What to produce: What lines of the data hold the string "styles"? Pull each one out.

Supplied data:
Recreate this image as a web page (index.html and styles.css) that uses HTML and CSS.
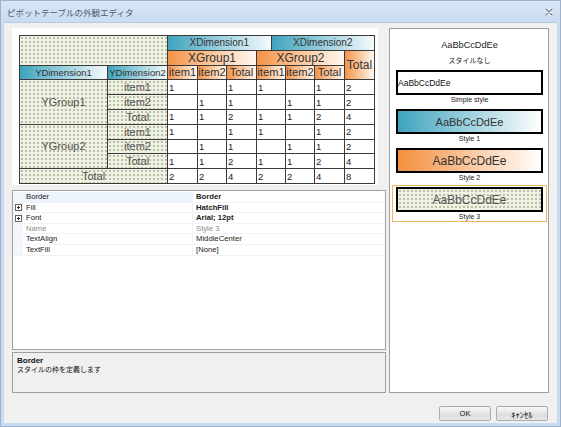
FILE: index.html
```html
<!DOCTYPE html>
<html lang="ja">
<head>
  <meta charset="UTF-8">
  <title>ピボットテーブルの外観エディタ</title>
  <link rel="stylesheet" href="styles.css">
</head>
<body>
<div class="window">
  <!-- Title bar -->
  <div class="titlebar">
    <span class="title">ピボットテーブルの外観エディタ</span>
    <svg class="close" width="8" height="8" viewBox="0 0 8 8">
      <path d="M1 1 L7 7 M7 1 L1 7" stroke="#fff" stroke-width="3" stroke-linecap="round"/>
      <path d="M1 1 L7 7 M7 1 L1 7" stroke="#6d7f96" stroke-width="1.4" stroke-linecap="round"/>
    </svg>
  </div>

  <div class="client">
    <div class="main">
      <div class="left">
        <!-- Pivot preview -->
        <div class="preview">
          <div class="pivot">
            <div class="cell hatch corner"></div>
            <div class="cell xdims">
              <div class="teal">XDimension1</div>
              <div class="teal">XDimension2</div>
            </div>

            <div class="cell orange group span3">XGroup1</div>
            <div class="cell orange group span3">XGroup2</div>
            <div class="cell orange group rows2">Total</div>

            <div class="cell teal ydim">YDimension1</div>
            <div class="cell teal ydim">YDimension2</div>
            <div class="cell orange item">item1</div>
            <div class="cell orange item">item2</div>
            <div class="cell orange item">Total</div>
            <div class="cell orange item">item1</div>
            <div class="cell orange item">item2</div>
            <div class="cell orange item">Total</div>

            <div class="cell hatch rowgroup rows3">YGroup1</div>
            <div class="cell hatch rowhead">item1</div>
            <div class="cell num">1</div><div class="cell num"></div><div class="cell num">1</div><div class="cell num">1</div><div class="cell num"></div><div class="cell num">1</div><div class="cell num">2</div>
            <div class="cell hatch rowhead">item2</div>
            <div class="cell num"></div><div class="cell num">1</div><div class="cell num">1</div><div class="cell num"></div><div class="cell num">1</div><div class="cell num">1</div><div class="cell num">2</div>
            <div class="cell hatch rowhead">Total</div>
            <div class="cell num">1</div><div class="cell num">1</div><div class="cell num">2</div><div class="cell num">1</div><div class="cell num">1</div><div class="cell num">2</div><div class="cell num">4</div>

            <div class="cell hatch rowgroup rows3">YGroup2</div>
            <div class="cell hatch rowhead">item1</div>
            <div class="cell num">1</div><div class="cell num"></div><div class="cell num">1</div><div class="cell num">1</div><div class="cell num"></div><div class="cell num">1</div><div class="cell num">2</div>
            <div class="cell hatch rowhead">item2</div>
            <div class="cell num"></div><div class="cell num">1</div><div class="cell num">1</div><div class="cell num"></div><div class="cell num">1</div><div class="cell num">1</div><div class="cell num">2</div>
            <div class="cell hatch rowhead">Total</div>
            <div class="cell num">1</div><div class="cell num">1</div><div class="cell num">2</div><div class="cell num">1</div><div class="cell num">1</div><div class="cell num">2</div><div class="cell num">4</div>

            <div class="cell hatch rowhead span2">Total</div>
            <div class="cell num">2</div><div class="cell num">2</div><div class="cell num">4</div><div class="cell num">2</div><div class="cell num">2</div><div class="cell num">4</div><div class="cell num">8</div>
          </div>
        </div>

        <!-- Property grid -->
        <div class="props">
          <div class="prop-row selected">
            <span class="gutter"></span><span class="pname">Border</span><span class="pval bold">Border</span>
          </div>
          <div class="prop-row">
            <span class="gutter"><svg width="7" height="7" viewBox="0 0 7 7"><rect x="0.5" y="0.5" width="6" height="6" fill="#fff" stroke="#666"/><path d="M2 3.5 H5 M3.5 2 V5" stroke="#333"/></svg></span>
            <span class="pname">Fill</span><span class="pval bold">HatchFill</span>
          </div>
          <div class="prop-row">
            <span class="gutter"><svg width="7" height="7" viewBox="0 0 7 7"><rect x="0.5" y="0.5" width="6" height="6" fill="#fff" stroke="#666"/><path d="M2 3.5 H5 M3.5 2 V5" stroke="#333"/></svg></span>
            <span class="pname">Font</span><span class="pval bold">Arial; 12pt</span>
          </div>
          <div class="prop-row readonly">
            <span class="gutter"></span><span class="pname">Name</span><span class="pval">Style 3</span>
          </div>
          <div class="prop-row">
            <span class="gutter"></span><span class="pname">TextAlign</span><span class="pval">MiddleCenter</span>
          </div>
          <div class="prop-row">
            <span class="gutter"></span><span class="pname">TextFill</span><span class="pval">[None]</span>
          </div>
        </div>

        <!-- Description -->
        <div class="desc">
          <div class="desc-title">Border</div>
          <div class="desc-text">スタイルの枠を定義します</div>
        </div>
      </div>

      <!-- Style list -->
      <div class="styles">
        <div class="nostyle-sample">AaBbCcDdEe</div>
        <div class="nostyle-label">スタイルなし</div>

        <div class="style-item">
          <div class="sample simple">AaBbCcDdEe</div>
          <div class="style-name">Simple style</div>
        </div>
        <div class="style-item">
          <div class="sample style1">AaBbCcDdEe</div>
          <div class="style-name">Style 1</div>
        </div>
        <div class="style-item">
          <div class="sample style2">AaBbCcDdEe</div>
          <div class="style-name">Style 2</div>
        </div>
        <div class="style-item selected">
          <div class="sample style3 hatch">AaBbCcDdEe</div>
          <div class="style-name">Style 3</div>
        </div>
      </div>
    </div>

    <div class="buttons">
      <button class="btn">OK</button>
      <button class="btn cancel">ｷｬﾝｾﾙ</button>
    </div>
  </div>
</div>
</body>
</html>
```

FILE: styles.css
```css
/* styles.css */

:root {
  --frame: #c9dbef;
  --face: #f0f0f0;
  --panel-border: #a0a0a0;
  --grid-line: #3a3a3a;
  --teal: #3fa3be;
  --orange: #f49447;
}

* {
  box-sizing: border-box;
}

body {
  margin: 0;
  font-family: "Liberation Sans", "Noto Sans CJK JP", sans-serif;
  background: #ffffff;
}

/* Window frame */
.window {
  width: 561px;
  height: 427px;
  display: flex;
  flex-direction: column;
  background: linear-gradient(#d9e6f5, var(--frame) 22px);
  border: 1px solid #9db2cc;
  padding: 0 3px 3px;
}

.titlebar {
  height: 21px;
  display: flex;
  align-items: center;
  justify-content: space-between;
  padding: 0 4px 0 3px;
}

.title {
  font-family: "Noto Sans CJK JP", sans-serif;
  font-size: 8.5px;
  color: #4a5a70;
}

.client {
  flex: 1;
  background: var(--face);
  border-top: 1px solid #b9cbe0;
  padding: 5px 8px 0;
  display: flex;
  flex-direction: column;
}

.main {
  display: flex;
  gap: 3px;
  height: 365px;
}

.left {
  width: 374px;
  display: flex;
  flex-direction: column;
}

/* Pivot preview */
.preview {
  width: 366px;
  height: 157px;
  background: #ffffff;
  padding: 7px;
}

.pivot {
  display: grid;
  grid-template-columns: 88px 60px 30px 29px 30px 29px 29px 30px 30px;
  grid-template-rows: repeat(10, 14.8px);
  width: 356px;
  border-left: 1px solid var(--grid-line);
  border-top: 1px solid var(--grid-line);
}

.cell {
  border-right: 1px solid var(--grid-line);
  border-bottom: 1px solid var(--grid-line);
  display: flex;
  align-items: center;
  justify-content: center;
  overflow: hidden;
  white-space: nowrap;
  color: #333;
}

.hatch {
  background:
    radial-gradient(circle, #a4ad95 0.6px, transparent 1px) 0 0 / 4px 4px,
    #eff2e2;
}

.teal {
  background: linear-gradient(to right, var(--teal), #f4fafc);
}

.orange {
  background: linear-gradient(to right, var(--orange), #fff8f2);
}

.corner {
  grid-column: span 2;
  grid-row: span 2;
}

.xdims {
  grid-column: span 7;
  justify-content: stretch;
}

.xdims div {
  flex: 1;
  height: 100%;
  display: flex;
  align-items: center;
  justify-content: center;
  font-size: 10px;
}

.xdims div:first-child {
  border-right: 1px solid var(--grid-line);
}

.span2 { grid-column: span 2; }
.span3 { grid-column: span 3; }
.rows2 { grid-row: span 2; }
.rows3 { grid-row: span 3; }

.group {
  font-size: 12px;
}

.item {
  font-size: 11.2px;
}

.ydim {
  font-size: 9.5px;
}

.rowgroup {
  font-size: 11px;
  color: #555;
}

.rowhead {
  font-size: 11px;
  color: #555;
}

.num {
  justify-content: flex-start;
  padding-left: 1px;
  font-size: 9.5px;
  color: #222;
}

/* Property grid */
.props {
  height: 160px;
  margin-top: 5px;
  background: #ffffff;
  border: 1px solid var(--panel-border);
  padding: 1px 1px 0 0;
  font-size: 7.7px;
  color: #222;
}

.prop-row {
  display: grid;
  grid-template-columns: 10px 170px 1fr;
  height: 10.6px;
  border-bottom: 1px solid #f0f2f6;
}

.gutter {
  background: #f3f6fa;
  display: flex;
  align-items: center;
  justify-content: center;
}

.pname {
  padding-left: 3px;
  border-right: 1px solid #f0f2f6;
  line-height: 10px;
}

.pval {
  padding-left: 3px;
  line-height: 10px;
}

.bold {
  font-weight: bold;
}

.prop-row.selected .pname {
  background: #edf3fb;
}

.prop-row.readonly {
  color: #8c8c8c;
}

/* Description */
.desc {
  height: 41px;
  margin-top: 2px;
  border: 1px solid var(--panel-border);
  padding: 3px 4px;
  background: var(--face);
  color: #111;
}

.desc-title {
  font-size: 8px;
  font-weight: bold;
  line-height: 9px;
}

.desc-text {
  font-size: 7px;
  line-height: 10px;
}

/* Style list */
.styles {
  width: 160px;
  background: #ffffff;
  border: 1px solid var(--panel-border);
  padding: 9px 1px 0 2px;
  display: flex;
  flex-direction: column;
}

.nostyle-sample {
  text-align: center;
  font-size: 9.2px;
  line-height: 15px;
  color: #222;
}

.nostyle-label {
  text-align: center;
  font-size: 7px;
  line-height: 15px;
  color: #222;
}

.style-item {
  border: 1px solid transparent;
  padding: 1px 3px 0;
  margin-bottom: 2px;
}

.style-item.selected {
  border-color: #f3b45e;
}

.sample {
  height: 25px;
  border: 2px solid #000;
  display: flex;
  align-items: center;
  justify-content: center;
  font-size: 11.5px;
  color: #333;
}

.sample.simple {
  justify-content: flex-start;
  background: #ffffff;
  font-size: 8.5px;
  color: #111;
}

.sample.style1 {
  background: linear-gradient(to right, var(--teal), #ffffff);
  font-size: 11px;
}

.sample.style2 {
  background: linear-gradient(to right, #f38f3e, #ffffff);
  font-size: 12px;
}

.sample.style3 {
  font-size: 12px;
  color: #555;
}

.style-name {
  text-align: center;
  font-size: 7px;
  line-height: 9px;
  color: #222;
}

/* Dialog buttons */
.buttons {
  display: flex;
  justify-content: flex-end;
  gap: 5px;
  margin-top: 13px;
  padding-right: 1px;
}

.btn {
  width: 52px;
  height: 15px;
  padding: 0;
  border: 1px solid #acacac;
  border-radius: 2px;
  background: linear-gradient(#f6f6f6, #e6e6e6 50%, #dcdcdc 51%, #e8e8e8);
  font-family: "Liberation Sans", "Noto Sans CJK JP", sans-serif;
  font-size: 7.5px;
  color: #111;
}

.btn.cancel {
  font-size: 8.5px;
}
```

Result of the exercise:
Recreate this image as a web page (index.html and styles.css) that uses HTML and CSS.
  <link rel="stylesheet" href="styles.css">
      <div class="styles">
FILE: styles.css
/* styles.css */
.styles {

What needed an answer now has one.